Print each line exactly as it is given.

====

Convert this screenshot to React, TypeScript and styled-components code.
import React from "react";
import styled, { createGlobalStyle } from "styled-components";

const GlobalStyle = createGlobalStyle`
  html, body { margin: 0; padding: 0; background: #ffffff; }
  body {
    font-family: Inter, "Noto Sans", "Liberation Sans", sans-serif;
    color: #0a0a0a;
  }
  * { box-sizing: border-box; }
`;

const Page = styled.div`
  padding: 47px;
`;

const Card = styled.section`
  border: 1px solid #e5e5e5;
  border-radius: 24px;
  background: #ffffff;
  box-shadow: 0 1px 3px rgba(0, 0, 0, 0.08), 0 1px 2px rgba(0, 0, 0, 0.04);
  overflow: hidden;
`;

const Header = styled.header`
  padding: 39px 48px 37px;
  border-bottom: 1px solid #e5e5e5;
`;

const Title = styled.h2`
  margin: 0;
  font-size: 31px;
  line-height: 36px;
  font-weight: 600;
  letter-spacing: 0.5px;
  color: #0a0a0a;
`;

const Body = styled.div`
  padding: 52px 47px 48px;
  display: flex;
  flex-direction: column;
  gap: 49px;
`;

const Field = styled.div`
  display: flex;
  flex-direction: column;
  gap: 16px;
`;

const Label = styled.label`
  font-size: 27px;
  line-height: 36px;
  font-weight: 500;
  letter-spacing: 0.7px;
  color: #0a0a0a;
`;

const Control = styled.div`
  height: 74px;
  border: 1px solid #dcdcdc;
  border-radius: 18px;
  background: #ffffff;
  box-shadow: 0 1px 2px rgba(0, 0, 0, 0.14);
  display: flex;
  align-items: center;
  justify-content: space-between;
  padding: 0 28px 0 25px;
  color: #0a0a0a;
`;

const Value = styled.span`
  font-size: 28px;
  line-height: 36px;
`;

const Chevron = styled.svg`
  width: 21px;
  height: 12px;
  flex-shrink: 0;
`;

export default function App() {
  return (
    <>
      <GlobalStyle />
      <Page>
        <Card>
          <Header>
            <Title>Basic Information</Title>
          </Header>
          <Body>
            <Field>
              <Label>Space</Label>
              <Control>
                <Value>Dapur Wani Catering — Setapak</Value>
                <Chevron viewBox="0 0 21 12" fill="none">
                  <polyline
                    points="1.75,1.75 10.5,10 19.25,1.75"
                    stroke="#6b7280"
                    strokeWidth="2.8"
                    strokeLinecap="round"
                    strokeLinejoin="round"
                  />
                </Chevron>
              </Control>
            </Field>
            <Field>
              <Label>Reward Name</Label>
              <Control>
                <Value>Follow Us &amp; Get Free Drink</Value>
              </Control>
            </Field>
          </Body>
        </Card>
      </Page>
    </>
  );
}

====

## EXERCISE RESPONSE
Convert this screenshot to React, TypeScript and styled-components code.
import React from "react";
import styled, { createGlobalStyle } from "styled-components";

const GlobalStyle = createGlobalStyle`
  html, body { margin: 0; padding: 0; background: #ffffff; }
  body {
    font-family: Inter, "Noto Sans", "Liberation Sans", sans-serif;
    color: #0a0a0a;
  }
  * { box-sizing: border-box; }
`;

const Page = styled.div`
  padding: 47px;
`;

const Card = styled.section`
  border: 1px solid #e5e5e5;
  border-radius: 24px;
  background: #ffffff;
  box-shadow: 0 1px 3px rgba(0, 0, 0, 0.08), 0 1px 2px rgba(0, 0, 0, 0.04);
  overflow: hidden;
`;

const Header = styled.header`
  padding: 39px 48px 37px;
  border-bottom: 1px solid #e5e5e5;
`;

const Title = styled.h2`
  margin: 0;
  font-size: 31px;
  line-height: 36px;
  font-weight: 600;
  letter-spacing: 0.5px;
  color: #0a0a0a;
`;

const Body = styled.div`
  padding: 52px 47px 48px;
  display: flex;
  flex-direction: column;
  gap: 49px;
`;

const Field = styled.div`
  display: flex;
  flex-direction: column;
  gap: 16px;
`;

const Label = styled.label`
  font-size: 27px;
  line-height: 36px;
  font-weight: 500;
  letter-spacing: 0.7px;
  color: #0a0a0a;
`;

const Control = styled.div`
  height: 74px;
  border: 1px solid #dcdcdc;
  border-radius: 18px;
  background: #ffffff;
  box-shadow: 0 1px 2px rgba(0, 0, 0, 0.14);
  display: flex;
  align-items: center;
  justify-content: space-between;
  padding: 0 28px 0 25px;
  color: #0a0a0a;
`;

const Value = styled.span`
  font-size: 28px;
  line-height: 36px;
`;

const Chevron = styled.svg`
  width: 21px;
  height: 12px;
  flex-shrink: 0;
`;

export default function App() {
  return (
    <>
      <GlobalStyle />
      <Page>
        <Card>
          <Header>
            <Title>Basic Information</Title>
          </Header>
          <Body>
            <Field>
              <Label>Space</Label>
              <Control>
                <Value>Dapur Wani Catering — Setapak</Value>
                <Chevron viewBox="0 0 21 12" fill="none">
                  <polyline
                    points="1.75,1.75 10.5,10 19.25,1.75"
                    stroke="#6b7280"
                    strokeWidth="2.8"
                    strokeLinecap="round"
                    strokeLinejoin="round"
                  />
                </Chevron>
              </Control>
            </Field>
            <Field>
              <Label>Reward Name</Label>
              <Control>
                <Value>Follow Us &amp; Get Free Drink</Value>
              </Control>
            </Field>
          </Body>
        </Card>
      </Page>
    </>
  );
}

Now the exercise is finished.